November 9, 1938
December 7, 1941
August 6, 1945
November 22, 1963
September 11, 2001
There are some dates we will never forget. Dates that change how we understand ourselves and our world. Dates that change how we live. They become part of the story we tell our children and our grandchildren.
It is more than a month after the attacks of September 11, and still the fires burn. I stand at Fulton and Broadway, as close as people without special identification can get to the place where the World Trade Center once stood. People come to take pictures, to see the burned out buildings, to view the memorials, and to pray. The closer they come to this spot, the quieter the crowds become. A street musician playing patriotic songs, construction equipment, and military helicopters provide the backdrop of sound. An acrid dusty haze hangs in the air. With each breath, the remains of those who died here – consigned to God”s care in the rubble and the winds – fill my lungs. Quite literally, they become my inspiration, my breathing in, taking up dwelling within me.

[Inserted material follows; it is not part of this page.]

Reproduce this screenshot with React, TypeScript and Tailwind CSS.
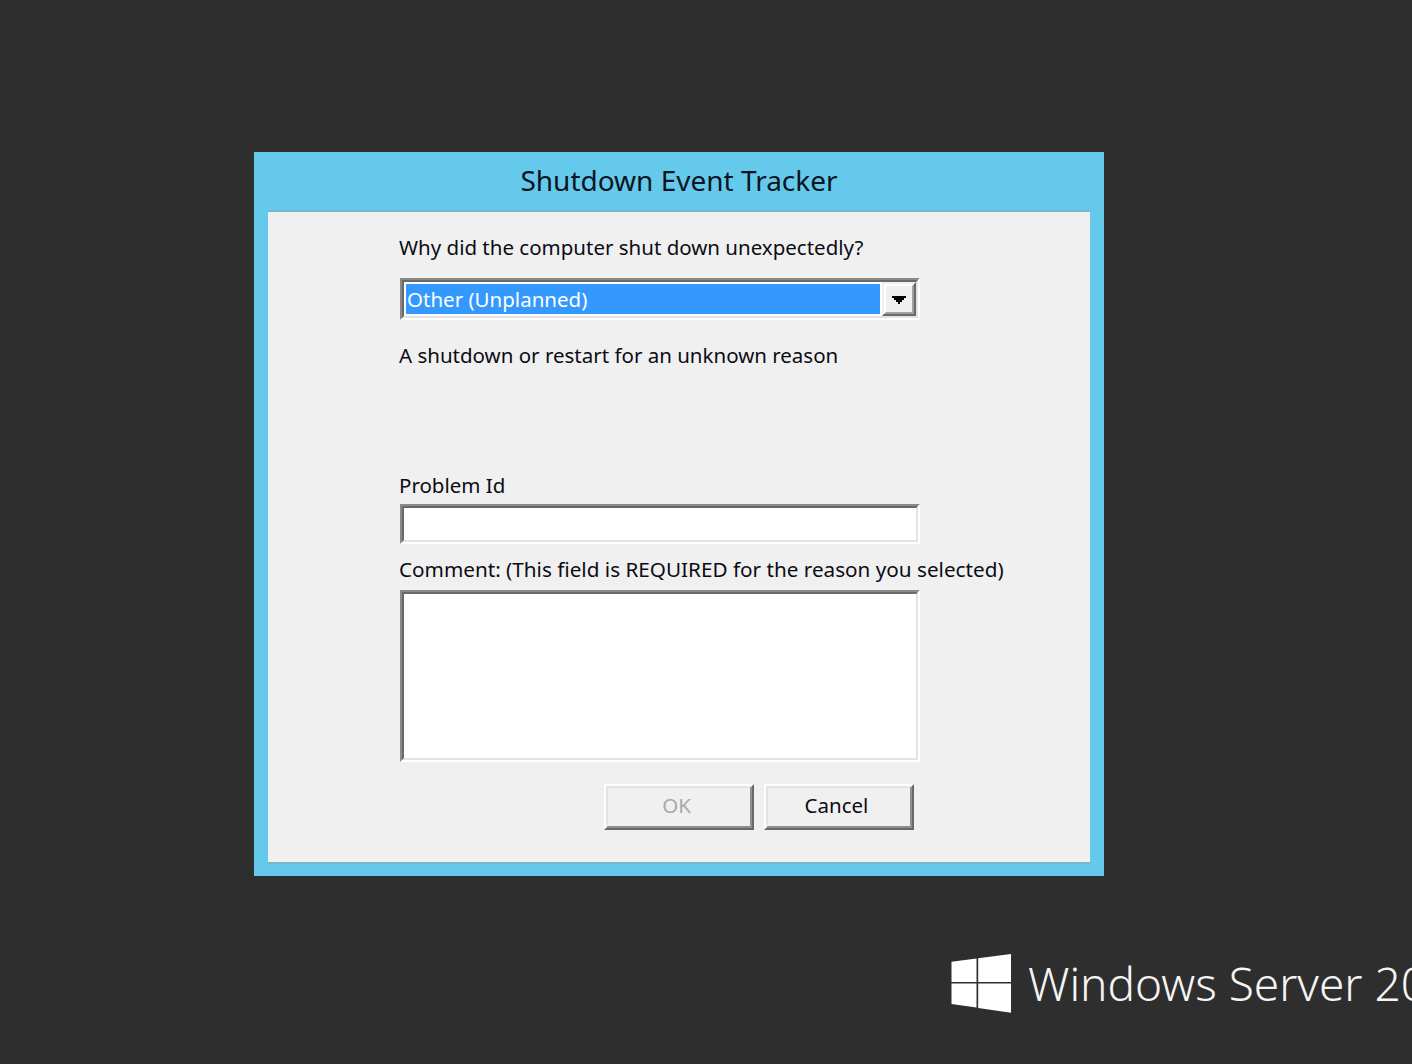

The events of September 11 echo far beyond New York, Arlington, and Shanksville. Everyone is affected somehow – by the loss of a loved one, a friend, or a neighbor, by the loss of a job, by the loss of a sense of security. These events will change how we live our day-to-day lives and will become part of the story we share with generations to come.
For Christians, there is a day even more important in the shaping of our lives: a cloud-covered Friday in a remote capital of the Roman Empire. A day when God-with-us, Jesus Christ, entered the depths of human existence and died – slowly and painfully, humiliated, ridiculed, and abandoned. Yet, on the third day, he rose again. He walked with his friends. He ate and drank with them. He promised he would always be with them, even to the end of the age. And that promise sustains us now. It changes how we understand ourselves and our world. It changes how we live. It becomes the story that we tell our children and our grandchildren. It is the promise that God will bring joy from grief, hope from despair, healing from pain, and life from death.